Exercise aim -> Provide nothing beyond the count of lines that include the string "full".

Supplied material ->
====

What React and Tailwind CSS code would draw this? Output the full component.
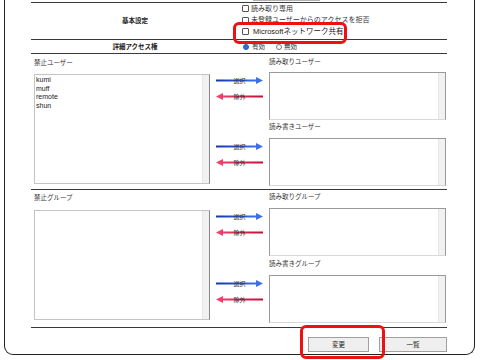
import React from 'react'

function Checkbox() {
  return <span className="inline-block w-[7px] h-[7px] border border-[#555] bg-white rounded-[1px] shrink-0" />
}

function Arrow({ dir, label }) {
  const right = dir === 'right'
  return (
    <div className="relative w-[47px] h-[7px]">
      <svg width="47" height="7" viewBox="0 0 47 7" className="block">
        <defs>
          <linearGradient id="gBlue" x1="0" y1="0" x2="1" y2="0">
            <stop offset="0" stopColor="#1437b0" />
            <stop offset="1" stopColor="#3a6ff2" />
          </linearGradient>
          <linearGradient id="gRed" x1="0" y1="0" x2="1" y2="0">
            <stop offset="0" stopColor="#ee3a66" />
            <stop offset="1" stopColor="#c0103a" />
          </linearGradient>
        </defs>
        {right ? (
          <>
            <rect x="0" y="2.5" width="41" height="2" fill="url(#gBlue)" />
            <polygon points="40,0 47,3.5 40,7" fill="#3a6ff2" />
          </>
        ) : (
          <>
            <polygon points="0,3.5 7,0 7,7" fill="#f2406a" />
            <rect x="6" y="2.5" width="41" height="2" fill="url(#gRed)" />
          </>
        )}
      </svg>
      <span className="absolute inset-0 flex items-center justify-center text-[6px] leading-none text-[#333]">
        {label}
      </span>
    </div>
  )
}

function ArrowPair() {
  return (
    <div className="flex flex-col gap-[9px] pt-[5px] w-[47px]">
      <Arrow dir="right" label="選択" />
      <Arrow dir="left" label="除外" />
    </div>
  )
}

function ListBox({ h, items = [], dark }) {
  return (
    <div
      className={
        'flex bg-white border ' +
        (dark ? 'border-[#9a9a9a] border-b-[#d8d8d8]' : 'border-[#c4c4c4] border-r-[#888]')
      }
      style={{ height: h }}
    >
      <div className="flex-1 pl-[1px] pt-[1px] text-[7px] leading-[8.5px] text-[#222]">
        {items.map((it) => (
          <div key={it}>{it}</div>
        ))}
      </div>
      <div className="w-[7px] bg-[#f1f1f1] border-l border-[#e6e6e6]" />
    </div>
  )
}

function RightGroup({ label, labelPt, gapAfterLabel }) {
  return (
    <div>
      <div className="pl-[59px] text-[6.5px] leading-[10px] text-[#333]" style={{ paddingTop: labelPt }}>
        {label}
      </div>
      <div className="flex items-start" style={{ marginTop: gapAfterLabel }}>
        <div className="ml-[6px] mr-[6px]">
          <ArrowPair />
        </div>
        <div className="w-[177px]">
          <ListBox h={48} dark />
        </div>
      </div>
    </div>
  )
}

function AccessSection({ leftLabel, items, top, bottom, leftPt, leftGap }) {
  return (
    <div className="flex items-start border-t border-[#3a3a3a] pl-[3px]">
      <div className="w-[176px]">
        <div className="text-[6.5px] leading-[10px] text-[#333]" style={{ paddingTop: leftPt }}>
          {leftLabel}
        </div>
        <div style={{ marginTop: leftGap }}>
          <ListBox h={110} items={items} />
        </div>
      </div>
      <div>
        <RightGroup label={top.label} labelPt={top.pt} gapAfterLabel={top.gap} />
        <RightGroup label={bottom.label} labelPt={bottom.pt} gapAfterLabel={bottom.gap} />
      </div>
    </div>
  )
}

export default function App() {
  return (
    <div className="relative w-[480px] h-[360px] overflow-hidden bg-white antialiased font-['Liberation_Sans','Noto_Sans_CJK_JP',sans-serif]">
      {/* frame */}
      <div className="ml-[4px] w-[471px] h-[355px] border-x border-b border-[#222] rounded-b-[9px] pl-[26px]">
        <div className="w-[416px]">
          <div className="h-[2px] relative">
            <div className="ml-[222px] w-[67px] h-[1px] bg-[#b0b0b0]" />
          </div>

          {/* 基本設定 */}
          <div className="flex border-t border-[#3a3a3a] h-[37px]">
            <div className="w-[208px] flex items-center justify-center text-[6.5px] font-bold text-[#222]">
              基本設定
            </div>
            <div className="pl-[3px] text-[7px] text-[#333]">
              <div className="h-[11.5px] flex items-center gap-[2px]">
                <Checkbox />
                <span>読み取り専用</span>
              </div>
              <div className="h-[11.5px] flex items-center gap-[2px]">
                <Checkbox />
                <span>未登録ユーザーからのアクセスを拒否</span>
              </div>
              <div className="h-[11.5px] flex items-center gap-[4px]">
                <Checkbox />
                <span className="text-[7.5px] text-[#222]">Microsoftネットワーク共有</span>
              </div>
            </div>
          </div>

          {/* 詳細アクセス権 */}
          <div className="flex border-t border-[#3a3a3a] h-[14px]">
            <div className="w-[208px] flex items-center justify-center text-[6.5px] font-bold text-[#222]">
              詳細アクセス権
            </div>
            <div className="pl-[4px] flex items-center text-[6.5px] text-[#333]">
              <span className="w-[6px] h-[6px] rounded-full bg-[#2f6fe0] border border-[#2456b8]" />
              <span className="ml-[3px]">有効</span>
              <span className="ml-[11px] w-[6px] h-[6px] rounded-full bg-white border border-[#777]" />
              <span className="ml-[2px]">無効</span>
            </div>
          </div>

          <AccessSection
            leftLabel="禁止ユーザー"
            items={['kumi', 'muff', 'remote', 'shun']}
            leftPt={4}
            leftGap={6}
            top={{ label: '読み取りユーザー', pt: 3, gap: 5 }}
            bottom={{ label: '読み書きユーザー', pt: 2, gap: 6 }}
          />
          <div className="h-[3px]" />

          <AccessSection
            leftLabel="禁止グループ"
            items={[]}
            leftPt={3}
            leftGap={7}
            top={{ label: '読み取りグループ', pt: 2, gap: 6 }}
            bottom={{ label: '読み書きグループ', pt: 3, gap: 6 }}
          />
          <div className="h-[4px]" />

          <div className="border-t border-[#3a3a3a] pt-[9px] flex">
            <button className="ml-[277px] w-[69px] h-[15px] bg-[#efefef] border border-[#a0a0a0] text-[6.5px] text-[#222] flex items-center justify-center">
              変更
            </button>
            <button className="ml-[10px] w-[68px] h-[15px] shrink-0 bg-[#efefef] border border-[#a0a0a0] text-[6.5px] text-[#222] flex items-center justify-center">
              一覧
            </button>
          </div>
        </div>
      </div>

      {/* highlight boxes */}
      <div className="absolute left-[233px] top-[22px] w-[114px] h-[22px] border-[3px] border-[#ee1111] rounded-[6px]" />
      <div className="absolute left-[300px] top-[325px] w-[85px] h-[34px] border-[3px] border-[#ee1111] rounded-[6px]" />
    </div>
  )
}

====

Answer to the problem -> 3